▶ Set exercise: Reply with the count of lines holding "that", nothing more.

▶ Records for this task:
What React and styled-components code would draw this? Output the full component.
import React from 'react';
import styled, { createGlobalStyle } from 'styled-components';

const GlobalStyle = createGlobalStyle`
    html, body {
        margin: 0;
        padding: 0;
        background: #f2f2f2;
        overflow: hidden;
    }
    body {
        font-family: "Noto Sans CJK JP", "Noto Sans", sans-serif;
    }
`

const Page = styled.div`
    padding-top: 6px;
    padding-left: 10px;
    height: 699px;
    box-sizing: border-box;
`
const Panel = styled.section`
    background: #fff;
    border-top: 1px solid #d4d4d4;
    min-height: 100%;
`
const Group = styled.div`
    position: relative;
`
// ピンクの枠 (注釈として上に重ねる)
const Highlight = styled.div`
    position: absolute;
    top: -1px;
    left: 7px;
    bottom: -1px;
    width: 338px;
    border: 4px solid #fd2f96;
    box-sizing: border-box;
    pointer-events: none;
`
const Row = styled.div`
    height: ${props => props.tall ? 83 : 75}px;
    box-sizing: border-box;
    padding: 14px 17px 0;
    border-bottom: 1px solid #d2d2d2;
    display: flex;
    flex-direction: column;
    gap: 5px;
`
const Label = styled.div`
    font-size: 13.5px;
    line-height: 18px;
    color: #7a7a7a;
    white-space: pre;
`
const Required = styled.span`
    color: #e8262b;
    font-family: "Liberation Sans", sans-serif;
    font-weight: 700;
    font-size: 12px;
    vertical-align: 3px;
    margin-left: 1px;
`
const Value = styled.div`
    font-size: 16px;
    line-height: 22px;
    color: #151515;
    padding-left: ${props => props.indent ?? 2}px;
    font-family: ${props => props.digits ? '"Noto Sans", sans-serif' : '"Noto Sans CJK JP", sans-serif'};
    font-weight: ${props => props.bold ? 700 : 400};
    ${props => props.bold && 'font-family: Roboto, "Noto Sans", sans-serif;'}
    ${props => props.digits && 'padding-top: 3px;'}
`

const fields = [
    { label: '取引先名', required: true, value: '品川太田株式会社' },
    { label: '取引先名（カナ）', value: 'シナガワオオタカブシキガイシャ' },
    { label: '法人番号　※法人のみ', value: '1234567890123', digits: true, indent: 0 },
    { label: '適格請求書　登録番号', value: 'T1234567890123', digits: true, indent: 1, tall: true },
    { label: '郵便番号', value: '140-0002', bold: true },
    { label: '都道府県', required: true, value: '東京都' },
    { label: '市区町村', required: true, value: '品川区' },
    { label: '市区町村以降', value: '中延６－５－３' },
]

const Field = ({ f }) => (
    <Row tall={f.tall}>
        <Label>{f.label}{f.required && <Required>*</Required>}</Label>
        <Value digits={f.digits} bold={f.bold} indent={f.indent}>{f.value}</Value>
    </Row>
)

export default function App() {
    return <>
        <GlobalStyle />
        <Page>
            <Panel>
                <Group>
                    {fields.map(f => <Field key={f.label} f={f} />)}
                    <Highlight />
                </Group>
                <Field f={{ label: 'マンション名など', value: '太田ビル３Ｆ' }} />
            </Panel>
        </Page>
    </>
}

* * *

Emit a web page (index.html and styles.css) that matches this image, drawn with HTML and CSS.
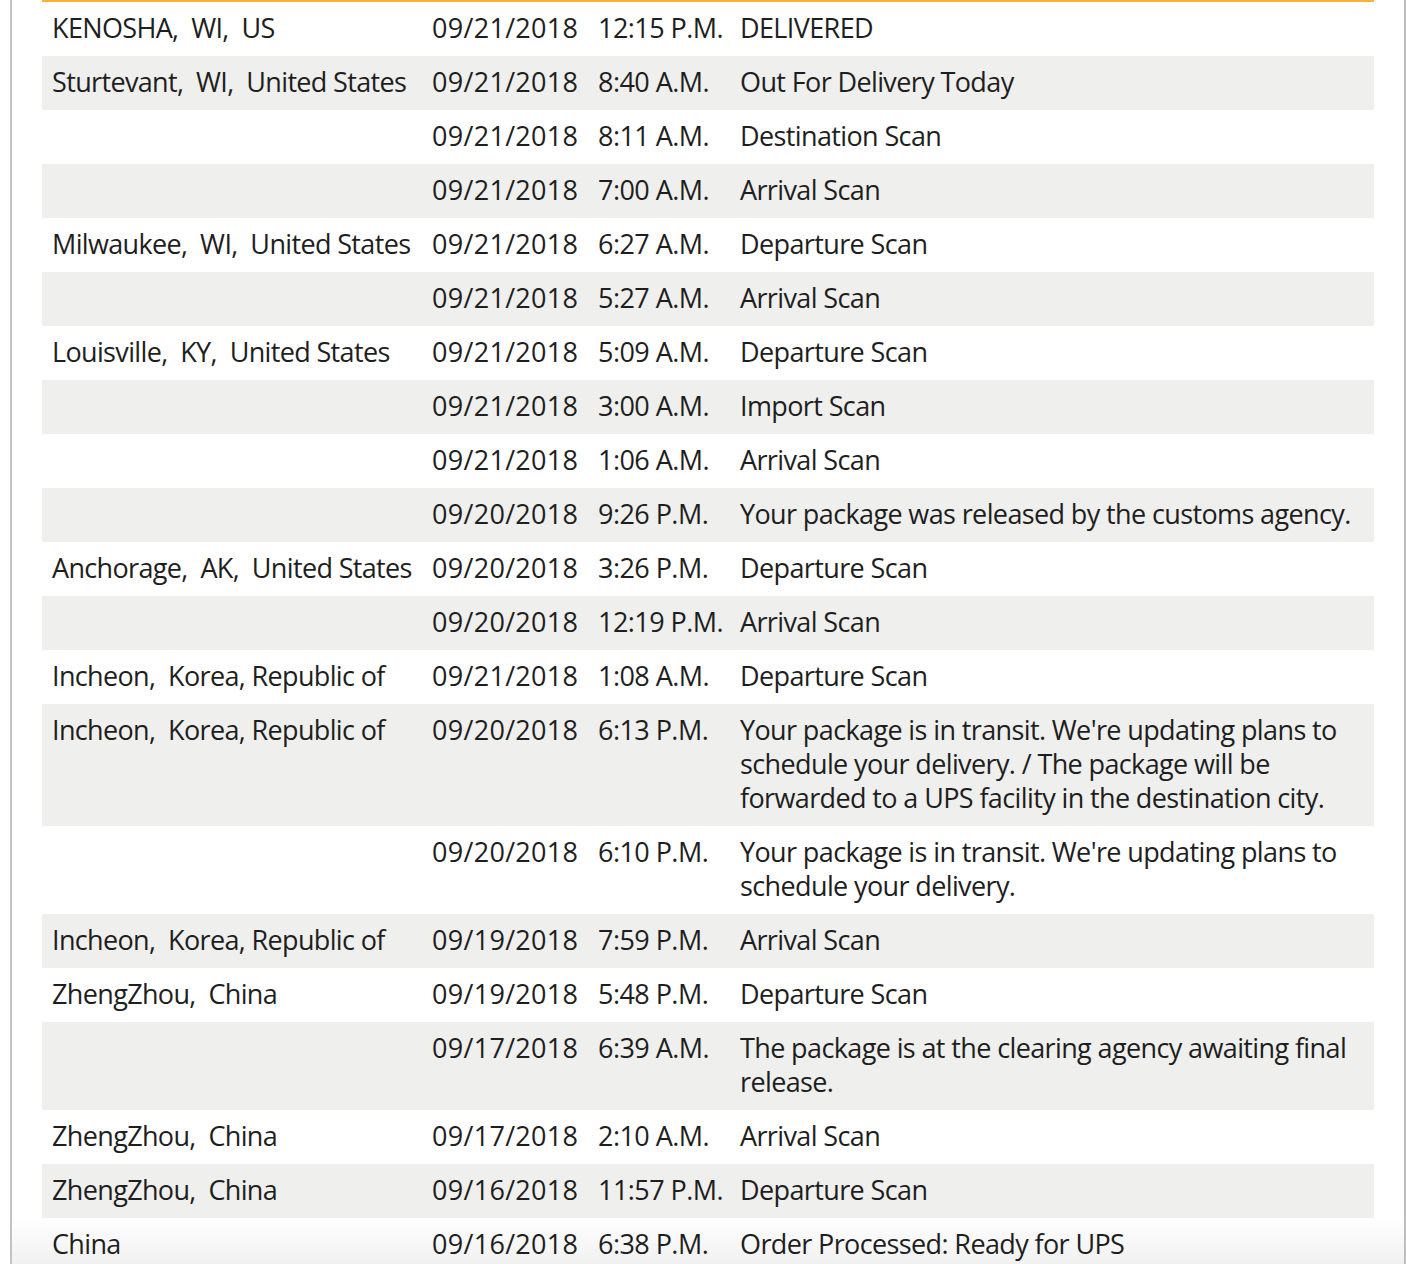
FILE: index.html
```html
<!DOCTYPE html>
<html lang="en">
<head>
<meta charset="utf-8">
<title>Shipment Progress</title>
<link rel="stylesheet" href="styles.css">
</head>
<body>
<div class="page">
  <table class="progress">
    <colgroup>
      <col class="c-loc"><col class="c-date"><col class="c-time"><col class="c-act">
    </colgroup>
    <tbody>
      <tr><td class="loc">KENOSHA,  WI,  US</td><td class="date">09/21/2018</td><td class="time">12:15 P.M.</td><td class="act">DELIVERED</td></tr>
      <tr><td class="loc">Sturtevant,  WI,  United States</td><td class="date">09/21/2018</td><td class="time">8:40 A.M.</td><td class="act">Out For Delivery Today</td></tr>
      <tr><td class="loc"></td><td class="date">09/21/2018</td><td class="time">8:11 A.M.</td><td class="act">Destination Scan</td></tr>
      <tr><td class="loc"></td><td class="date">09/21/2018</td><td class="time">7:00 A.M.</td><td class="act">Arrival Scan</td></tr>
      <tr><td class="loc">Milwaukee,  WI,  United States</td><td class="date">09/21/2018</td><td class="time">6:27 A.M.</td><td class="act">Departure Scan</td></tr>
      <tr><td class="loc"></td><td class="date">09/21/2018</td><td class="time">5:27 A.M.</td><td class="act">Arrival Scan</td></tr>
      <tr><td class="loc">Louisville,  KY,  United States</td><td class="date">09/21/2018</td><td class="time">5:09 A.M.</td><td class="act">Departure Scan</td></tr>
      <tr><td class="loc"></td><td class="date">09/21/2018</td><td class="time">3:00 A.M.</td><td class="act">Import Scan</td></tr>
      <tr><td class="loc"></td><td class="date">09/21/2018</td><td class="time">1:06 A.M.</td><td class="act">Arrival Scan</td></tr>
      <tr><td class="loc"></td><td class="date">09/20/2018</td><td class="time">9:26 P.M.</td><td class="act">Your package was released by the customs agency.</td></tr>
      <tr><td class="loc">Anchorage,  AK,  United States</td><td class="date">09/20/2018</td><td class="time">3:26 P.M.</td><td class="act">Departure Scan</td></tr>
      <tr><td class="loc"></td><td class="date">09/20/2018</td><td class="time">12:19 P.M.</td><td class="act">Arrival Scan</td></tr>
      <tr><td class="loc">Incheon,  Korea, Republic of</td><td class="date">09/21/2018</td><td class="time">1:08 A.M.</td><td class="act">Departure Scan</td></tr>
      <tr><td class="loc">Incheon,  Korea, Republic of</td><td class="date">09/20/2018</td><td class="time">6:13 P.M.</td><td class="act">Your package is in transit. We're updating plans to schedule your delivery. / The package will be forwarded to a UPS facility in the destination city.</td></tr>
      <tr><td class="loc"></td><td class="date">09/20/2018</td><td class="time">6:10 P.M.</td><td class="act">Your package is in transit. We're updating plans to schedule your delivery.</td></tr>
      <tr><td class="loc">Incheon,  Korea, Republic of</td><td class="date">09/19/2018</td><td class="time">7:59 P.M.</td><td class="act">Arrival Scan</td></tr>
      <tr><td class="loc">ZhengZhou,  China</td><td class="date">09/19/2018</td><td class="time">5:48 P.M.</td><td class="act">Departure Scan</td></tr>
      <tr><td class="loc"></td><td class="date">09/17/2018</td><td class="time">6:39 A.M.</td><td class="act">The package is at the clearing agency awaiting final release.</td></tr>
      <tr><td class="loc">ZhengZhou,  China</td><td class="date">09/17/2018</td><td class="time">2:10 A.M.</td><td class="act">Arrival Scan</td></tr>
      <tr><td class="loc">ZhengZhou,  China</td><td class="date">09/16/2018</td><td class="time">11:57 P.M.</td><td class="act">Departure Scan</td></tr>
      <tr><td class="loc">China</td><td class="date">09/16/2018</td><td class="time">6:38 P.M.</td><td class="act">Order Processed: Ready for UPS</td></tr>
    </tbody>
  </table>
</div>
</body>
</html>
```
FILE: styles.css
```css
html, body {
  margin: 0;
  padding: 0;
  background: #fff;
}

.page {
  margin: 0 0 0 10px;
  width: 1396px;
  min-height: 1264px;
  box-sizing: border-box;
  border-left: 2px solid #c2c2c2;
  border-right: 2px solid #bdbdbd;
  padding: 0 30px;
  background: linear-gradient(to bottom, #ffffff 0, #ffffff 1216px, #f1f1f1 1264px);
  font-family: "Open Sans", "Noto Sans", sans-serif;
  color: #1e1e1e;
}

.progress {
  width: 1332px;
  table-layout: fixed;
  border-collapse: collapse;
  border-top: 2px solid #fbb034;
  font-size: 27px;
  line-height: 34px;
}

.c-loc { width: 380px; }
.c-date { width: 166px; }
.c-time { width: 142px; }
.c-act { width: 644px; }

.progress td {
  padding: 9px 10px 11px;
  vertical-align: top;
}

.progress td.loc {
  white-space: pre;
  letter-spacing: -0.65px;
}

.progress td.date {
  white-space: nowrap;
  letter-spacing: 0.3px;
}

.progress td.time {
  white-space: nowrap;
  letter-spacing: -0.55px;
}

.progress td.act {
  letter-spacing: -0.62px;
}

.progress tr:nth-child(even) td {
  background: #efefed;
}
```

* * *

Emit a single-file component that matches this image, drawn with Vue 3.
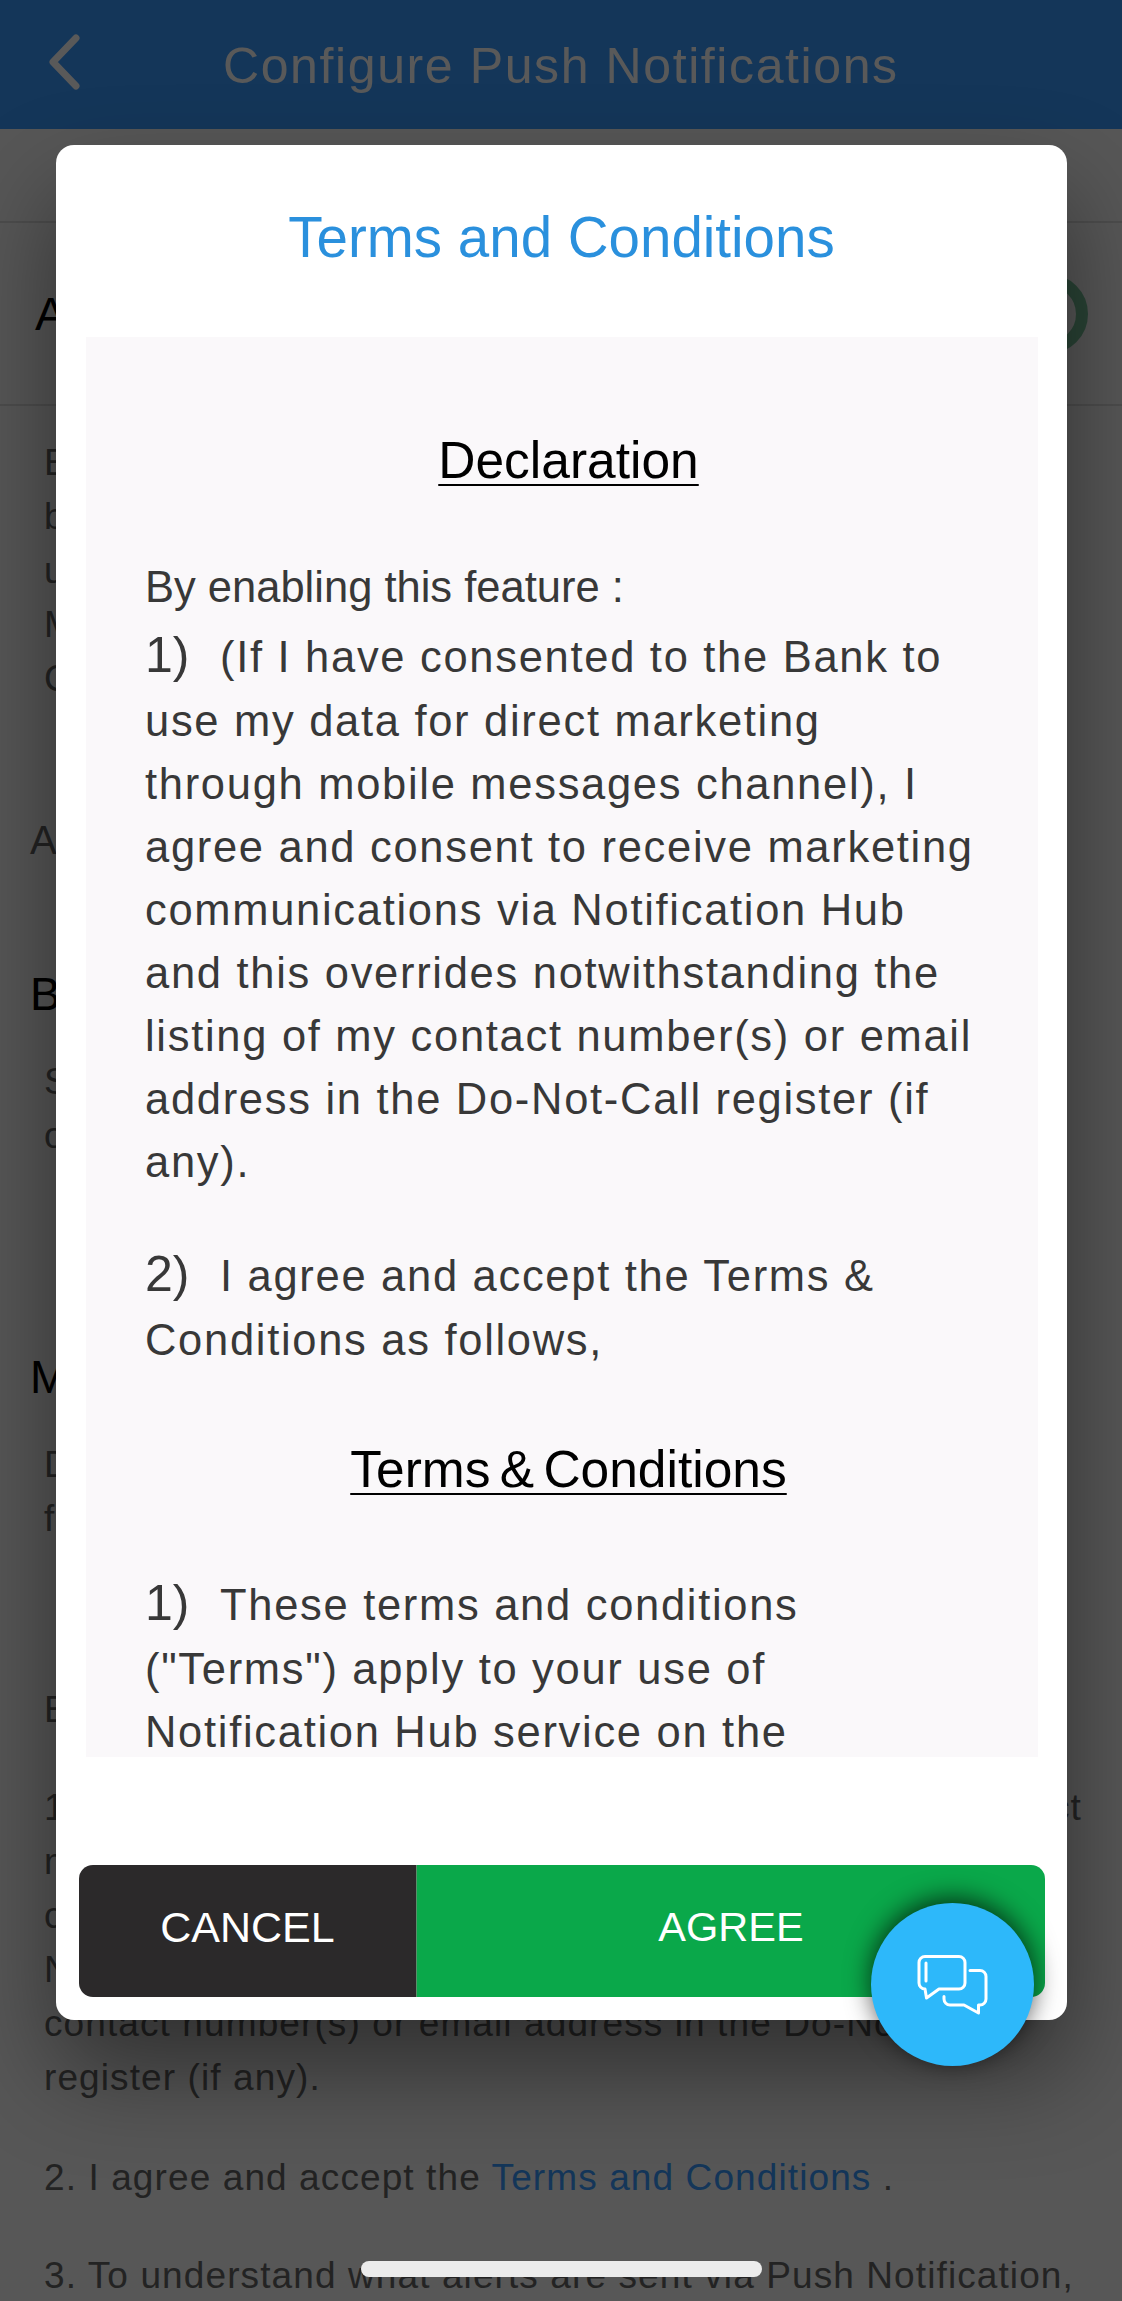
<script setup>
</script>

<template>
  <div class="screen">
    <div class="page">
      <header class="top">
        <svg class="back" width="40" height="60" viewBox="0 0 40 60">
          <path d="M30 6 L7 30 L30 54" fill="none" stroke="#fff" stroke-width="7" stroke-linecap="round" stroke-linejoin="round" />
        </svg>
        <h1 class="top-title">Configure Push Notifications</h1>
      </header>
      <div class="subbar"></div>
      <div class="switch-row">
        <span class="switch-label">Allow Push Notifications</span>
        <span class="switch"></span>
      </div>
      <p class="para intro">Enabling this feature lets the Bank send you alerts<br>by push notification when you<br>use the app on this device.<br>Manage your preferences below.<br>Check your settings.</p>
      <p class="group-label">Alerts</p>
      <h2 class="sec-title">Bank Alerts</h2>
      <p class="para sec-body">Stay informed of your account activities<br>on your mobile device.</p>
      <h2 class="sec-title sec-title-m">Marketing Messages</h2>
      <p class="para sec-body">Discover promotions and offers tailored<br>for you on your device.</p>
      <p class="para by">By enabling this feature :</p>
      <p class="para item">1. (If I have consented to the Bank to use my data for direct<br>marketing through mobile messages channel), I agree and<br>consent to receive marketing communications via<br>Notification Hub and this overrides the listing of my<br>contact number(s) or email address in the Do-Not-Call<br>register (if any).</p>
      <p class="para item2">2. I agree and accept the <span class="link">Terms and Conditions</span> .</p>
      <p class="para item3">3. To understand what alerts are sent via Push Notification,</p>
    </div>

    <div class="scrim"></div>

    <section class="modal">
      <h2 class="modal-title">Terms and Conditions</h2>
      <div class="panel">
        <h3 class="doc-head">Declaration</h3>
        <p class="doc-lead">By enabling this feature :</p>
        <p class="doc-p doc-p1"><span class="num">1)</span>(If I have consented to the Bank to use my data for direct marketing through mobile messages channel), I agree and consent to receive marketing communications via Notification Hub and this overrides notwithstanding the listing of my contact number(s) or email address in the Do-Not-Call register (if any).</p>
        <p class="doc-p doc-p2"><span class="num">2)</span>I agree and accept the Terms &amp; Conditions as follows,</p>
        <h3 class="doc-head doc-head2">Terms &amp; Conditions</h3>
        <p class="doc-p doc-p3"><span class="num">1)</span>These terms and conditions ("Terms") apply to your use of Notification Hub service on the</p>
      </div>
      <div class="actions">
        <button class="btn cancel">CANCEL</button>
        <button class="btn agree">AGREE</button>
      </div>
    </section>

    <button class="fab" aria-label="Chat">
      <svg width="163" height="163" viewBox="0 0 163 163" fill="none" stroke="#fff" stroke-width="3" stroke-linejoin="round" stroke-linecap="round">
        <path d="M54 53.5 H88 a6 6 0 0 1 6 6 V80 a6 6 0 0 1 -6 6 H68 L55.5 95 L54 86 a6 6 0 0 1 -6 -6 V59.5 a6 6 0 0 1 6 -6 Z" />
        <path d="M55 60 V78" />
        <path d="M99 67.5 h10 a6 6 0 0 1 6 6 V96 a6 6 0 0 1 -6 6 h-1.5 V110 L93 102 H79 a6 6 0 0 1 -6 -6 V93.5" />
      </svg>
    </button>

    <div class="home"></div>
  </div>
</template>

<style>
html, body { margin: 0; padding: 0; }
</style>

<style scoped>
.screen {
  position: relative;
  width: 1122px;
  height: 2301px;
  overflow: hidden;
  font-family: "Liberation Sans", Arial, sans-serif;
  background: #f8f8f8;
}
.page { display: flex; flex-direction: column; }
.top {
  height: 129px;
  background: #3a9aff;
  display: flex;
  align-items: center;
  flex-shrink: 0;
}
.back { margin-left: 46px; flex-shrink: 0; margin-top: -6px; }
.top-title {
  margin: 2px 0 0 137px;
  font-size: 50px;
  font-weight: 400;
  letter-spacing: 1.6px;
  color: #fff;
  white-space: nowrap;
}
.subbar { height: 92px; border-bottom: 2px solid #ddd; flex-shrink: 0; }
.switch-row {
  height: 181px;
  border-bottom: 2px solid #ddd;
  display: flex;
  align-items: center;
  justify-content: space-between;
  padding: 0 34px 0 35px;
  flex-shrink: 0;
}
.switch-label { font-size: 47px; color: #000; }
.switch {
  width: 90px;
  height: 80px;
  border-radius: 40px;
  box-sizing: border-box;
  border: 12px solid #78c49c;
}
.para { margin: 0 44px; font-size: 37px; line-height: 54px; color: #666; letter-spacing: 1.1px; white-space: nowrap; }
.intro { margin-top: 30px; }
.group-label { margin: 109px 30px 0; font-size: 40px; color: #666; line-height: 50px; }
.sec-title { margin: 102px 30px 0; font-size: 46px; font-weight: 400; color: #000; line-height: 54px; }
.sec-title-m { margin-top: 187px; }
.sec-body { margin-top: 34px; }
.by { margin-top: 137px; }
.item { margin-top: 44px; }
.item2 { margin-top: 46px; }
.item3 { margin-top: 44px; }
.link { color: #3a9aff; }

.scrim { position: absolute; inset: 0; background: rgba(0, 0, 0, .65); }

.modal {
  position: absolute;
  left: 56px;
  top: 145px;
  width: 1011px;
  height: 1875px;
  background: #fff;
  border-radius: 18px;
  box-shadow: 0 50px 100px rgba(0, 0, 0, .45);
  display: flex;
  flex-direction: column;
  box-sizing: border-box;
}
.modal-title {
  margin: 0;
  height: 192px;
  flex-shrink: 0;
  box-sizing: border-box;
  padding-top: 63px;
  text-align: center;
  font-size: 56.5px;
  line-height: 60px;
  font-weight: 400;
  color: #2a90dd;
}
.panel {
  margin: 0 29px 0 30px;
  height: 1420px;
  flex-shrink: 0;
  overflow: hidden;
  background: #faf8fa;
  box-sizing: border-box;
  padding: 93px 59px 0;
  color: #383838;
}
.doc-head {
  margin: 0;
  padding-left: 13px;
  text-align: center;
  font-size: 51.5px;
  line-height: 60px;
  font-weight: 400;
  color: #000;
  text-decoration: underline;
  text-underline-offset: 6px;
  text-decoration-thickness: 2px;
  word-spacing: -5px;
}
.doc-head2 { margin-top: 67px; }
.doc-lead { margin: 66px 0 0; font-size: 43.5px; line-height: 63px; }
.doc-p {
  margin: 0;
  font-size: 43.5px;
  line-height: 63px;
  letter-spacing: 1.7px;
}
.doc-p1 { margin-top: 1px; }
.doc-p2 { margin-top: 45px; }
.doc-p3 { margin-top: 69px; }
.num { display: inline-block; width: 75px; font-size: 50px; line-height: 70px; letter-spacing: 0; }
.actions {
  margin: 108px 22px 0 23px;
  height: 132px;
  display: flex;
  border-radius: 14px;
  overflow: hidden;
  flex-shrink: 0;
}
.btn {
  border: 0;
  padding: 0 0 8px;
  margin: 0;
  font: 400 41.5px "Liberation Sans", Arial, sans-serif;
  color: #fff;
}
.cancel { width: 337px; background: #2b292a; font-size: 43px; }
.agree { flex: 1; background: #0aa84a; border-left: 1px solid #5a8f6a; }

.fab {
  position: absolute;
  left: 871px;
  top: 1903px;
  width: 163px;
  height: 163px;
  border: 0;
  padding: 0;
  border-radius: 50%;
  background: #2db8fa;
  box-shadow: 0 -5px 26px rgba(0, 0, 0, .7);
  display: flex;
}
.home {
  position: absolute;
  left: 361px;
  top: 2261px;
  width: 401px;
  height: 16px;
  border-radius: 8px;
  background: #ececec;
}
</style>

▶ Written answer: 2